Sirene lontane.
Una tavola da skate rotola lentamente da una rampa illuminata a fuoco dal tramonto. Intorno il nulla. Un’ascia conficcata su di un ceppo affiora dalla neve. Istanti. “Il triplo kick lo sai fare?” Quell’ascia è li da quando è successo. “Il tempo d’imparare trick seri e me ne vado da questo buco di merda”.
La sola colpa dei figli è di essere figli dei propri padri. Non si dissero una parola. La porta, la luce, ‘click. La tavola in pezzi ai piedi del letto. C’è uno spazio e un tempo in cui i sogni collimano con la realtà.
La macchia si spande lenta, la moquette in parte l’assorbe. Sullo schermo la partita che amava seguire. La scheggia più aguzza gli trapassa il collo.
Dovevo dedicare i miei polpastrelli a Baseball Season da tempo. E’ un album ricco di suggestioni posticce e di rammarico per emozioni mai provate. Per adolescenti cresciuti troppo o adulti cresciuti troppo poco. Fa differenza?
Il rock melodico (o emo o indierock come vi pare) dei Kite Party trasmette un sincero senso d’evasione. Ci riesce dilatando il sound e ricoprendolo con un velo di sporcizia che porta con sé vecchi rancori. Il resto lo fanno una voce decisa come uno schiaffo, le chitarre che parlano da sole e una sezione ritmica vibrante. E’ l’unico disco che mi sentirei di consigliare a un 15enne incazzato.

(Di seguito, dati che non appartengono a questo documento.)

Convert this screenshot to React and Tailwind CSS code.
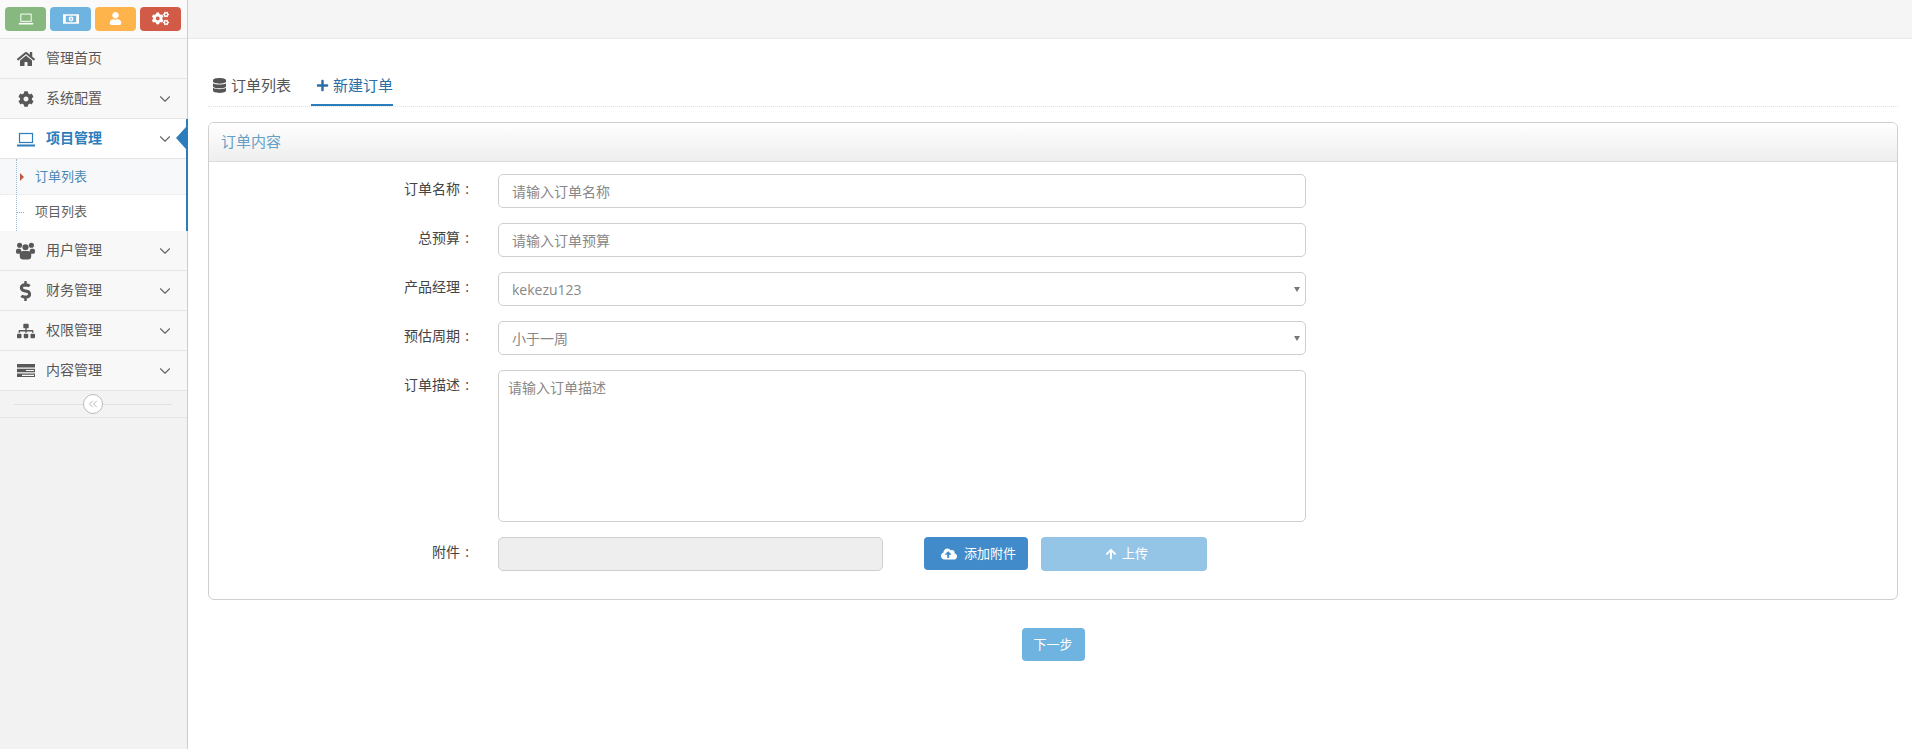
import React from 'react';
import { FaHome, FaCog, FaDollarSign, FaSitemap, FaUser, FaCogs, FaDatabase, FaPlus, FaCloudUploadAlt, FaArrowUp } from 'react-icons/fa';
import { ChevronDown, ChevronsLeft } from 'lucide-react';

const cjk = "font-['Open_Sans','Noto_Sans_CJK_SC',sans-serif]";

function LaptopIcon({ className }) {
  return (
    <svg viewBox="0 0 20 16" className={className} fill="none" stroke="currentColor">
      <rect x="3.5" y="2.5" width="13" height="9" strokeWidth="1.2" />
      <path d="M1 14.5h18" strokeWidth="2" />
    </svg>
  );
}

function MoneyIcon({ className }) {
  return (
    <svg viewBox="0 0 20 14" className={className} fill="currentColor">
      <path fillRule="evenodd" d="M0 1h20v12H0zM3.5 3v8h13V3zM10 4a3 3 0 1 1 0 6 3 3 0 0 1 0-6z" />
      <path d="M9.3 5.5h1.4v3H9.3z" fill="#6caad8" />
    </svg>
  );
}

function ListIcon({ className }) {
  return (
    <svg viewBox="0 0 18 13" className={className} fill="currentColor">
      <path fillRule="evenodd" d="M0 0h18v3.4H0zM0 4.8h18v3.4H0zM9 5.9v1.2h8V5.9zM0 9.6h18V13H0zM5 10.7v1.2h12v-1.2z" />
    </svg>
  );
}

function UsersIcon({ className }) {
  return (
    <svg viewBox="0 0 20 18" className={className} fill="currentColor">
      <circle cx="3.8" cy="3" r="2.7" />
      <circle cx="16.2" cy="3" r="2.7" />
      <circle cx="10" cy="5" r="3.2" />
      <rect x="0" y="6.5" width="5.5" height="5.5" rx="2" />
      <rect x="14.5" y="6.5" width="5.5" height="5.5" rx="2" />
      <rect x="4" y="9" width="12" height="9" rx="3.5" />
    </svg>
  );
}

const menuTop = [
  { label: '管理首页', icon: <FaHome className="w-[18px] h-[18px]" />, arrow: false },
  { label: '系统配置', icon: <FaCog className="w-[16px] h-[16px]" />, arrow: true },
];

const menuBottom = [
  { label: '用户管理', icon: <UsersIcon className="w-[19px] h-[18px]" /> },
  { label: '财务管理', icon: <FaDollarSign className="w-[20px] h-[20px]" /> },
  { label: '权限管理', icon: <FaSitemap className="w-[18px] h-[18px]" /> },
  { label: '内容管理', icon: <ListIcon className="w-[18px] h-[13px]" /> },
];

function MenuRow({ label, icon, arrow = true }) {
  return (
    <div className="h-[40px] flex items-center border-b border-[#e5e5e5] bg-[#f8f8f8] text-[#585858]">
      <span className="w-[46px] pl-[16px] flex justify-start">
        <span className="w-[19px] flex justify-center">{icon}</span>
      </span>
      <span className="text-[14px] pb-[2px]">{label}</span>
      {arrow && <ChevronDown className="ml-auto mr-[13px] w-[18px] h-[18px] text-[#666]" strokeWidth={1.5} />}
    </div>
  );
}

function Sidebar() {
  return (
    <aside className="w-[188px] shrink-0 bg-[#f2f2f2] border-r border-[#cccccc] min-h-screen">
      <div className="h-[39px] flex items-center gap-[4px] pl-[5px] pb-[1px] bg-[#fafafa] border-b border-[#e5e5e5]">
        <span className="w-[41px] h-[24px] rounded-[4px] bg-[#87b87f] text-white flex items-center justify-center"><LaptopIcon className="w-[16px] h-[13px]" /></span>
        <span className="w-[41px] h-[24px] rounded-[4px] bg-[#6fb3e0] text-white flex items-center justify-center"><MoneyIcon className="w-[16px] h-[12px]" /></span>
        <span className="w-[41px] h-[24px] rounded-[4px] bg-[#ffb44b] text-white flex items-center justify-center"><FaUser className="w-[13px] h-[13px]" /></span>
        <span className="w-[41px] h-[24px] rounded-[4px] bg-[#d15b47] text-white flex items-center justify-center"><FaCogs className="w-[17px] h-[17px]" /></span>
      </div>

      {menuTop.map((m) => <MenuRow key={m.label} {...m} />)}

      <div className="relative border-r-2 border-[#2b7dbc] mr-[-1px]">
        <div className="h-[40px] flex items-center border-b border-[#e5e5e5] bg-white text-[#2b7dbc] font-semibold">
          <span className="w-[46px] pl-[16px]"><LaptopIcon className="w-[20px] h-[16px]" /></span>
          <span className="text-[14px] pb-[2px]">项目管理</span>
          <ChevronDown className="ml-auto mr-[12px] w-[18px] h-[18px] text-[#666]" strokeWidth={1.5} />
        </div>
        <span className="absolute right-0 top-[8px] w-0 h-0 border-y-[11px] border-y-transparent border-r-[10px] border-r-[#2b7dbc]" />
        <div className="relative bg-white">
          <span className="absolute left-[16px] top-0 bottom-0 border-l border-dotted border-[#9dbdd6]" />
          <div className="h-[36px] pl-[35px] flex items-center bg-[#f6f8fa] border-b border-dotted border-[#e4e4e4] text-[13px] text-[#4b88b7]">
            <span className="absolute left-[20px] w-0 h-0 border-y-[4px] border-y-transparent border-l-[4px] border-l-[#c0584a]" />
            订单列表
          </div>
          <div className="h-[36px] pl-[35px] pb-[2px] flex items-center text-[13px] text-[#616161]">
            <span className="absolute left-[17px] w-[7px] border-t border-dotted border-[#9aa7b3]" />
            项目列表
          </div>
        </div>
      </div>

      <div>
        {menuBottom.map((m) => <MenuRow key={m.label} {...m} />)}
      </div>

      <div className="relative h-[27px] flex items-center border-b border-[#e5e5e5] bg-[#f3f3f3]">
        <span className="block mx-[14px] w-[158px] border-t border-[#e0e0e0]" />
        <span className="absolute left-[83px] top-[3px] w-[20px] h-[20px] rounded-full border border-[#bbbbbb] bg-white text-[#aaa] flex items-center justify-center">
          <ChevronsLeft className="w-[14px] h-[14px]" strokeWidth={1.5} />
        </span>
      </div>
    </aside>
  );
}

function Field({ label, children }) {
  return (
    <div className="flex items-start mb-[15px]">
      <label className="w-[265px] mr-[24px] pt-[5px] text-right text-[14px] leading-[20px] text-[#444]">
        {label}<span className="inline-block w-[14px] text-center">:</span>
      </label>
      {children}
    </div>
  );
}

const inputCls = "w-[808px] h-[34px] px-[13px] border border-[#cfcfcf] rounded-[5px] bg-white text-[14px] text-[#888] placeholder:text-[#888] outline-none";

function SelectField({ value }) {
  return (
    <div className="relative w-[808px]">
      <select defaultValue={value} className={`${inputCls} appearance-none`}>
        <option>{value}</option>
      </select>
      <span className="absolute right-[6px] top-[15px] w-0 h-0 border-x-[3px] border-x-transparent border-t-[5px] border-t-[#777]" />
    </div>
  );
}

export default function App() {
  return (
    <div className={`flex min-h-screen bg-white ${cjk}`}>
      <Sidebar />
      <main className="flex-1 min-w-0">
        <div className="h-[39px] bg-[#f5f5f5] border-b border-[#e8e8e8]" />
        <div className="pl-[20px] pr-[14px]">
          <div className="mt-[27px] h-[41px] flex items-start border-b border-dotted border-[#e0e0e0] text-[15px]">
            <div className="h-[40px] pl-[5px] pr-[20px] pt-[9px] flex items-start gap-[5px] text-[#555] leading-[20px]">
              <FaDatabase className="w-[13px] h-[15px] mt-[3px]" />
              订单列表
            </div>
            <div className="h-[40px] pl-[5px] pt-[9px] flex items-start gap-[4px] text-[#2b6ea5] leading-[20px] border-b-2 border-[#2b7dbc]">
              <FaPlus className="w-[13px] h-[13px] mt-[4px]" />
              新建订单
            </div>
          </div>

          <section className="mt-[15px] h-[478px] border border-[#cfcfcf] rounded-[6px] overflow-hidden">
            <div className="h-[39px] flex items-center pl-[12px] pb-[2px] border-b border-[#dcdcdc] bg-gradient-to-b from-[#ffffff] to-[#eeeeee] text-[15px] text-[#669fc7]">
              订单内容
            </div>
            <div className="pt-[12px]">
              <Field label="订单名称"><input className={inputCls} placeholder="请输入订单名称" /></Field>
              <Field label="总预算"><input className={inputCls} placeholder="请输入订单预算" /></Field>
              <Field label="产品经理"><SelectField value="kekezu123" /></Field>
              <Field label="预估周期"><SelectField value="小于一周" /></Field>
              <Field label="订单描述">
                <textarea className="w-[808px] h-[152px] px-[9px] py-[6px] border border-[#cfcfcf] rounded-[5px] text-[14px] placeholder:text-[#888] outline-none resize-none" placeholder="请输入订单描述" />
              </Field>
              <Field label="附件">
                <div className="w-[385px] h-[34px] border border-[#cfcfcf] rounded-[5px] bg-[#eeeeee]" />
                <button className="ml-[41px] w-[104px] h-[33px] pl-[17px] rounded-[4px] bg-[#428bca] text-white text-[13px] flex items-center gap-[7px]">
                  <FaCloudUploadAlt className="w-[16px] h-[16px]" />
                  添加附件
                </button>
                <button className="ml-[13px] w-[166px] h-[34px] pl-[64px] rounded-[4px] bg-[#95c5e6] text-white text-[13px] flex items-center gap-[5px]">
                  <FaArrowUp className="w-[12px] h-[12px]" />
                  上传
                </button>
              </Field>
            </div>
          </section>

          <div className="mt-[28px] flex justify-center">
            <button className="w-[63px] h-[33px] rounded-[4px] bg-[#6fb3e0] text-white text-[13px]">下一步</button>
          </div>
        </div>
      </main>
    </div>
  );
}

Nel suo piccolo è un album speciale; cela male la malinconia ed esprime ancor peggio la rabbia. Ciò che vien fuori sono 30 minuti in cui si respira libertà, la responsabilità d’essere se stessi. Da adulti o da adolescenti quello spetta a voi deciderlo quando l’ascoltate.
Si sentono soprattutto le intuizioni degli Walkmen, a tratti anche il tiepido torpore dei Grandaddy. Ci sono canzoni splendide in un continuo sali e scendi di umori e velocità; il carosello di “Welcome to Miami”, la tenebrosa (e cristo che bella) “Hightower”, il dolce cullare di “Jaws of life” solo per citarne un paio.
Baseball Season è senz’età, senza preconcetti, suonato col cuore malato di chi non è avaro di emozioni. Saprà sempre dare come nuove le stesse suggestioni e immagini, la stessa vitalità trasvestita di nero fumo.
L’ho scritta ieri e ora sento alla radio che un diciassettenne ha bruciato viva la sua ragazza. L’adolescenza fotte il cervello, è l’età che ci rimarrà dentro tutta la vita nel bene o nel male, almeno io sono abbastanza ossessionato dall’idea.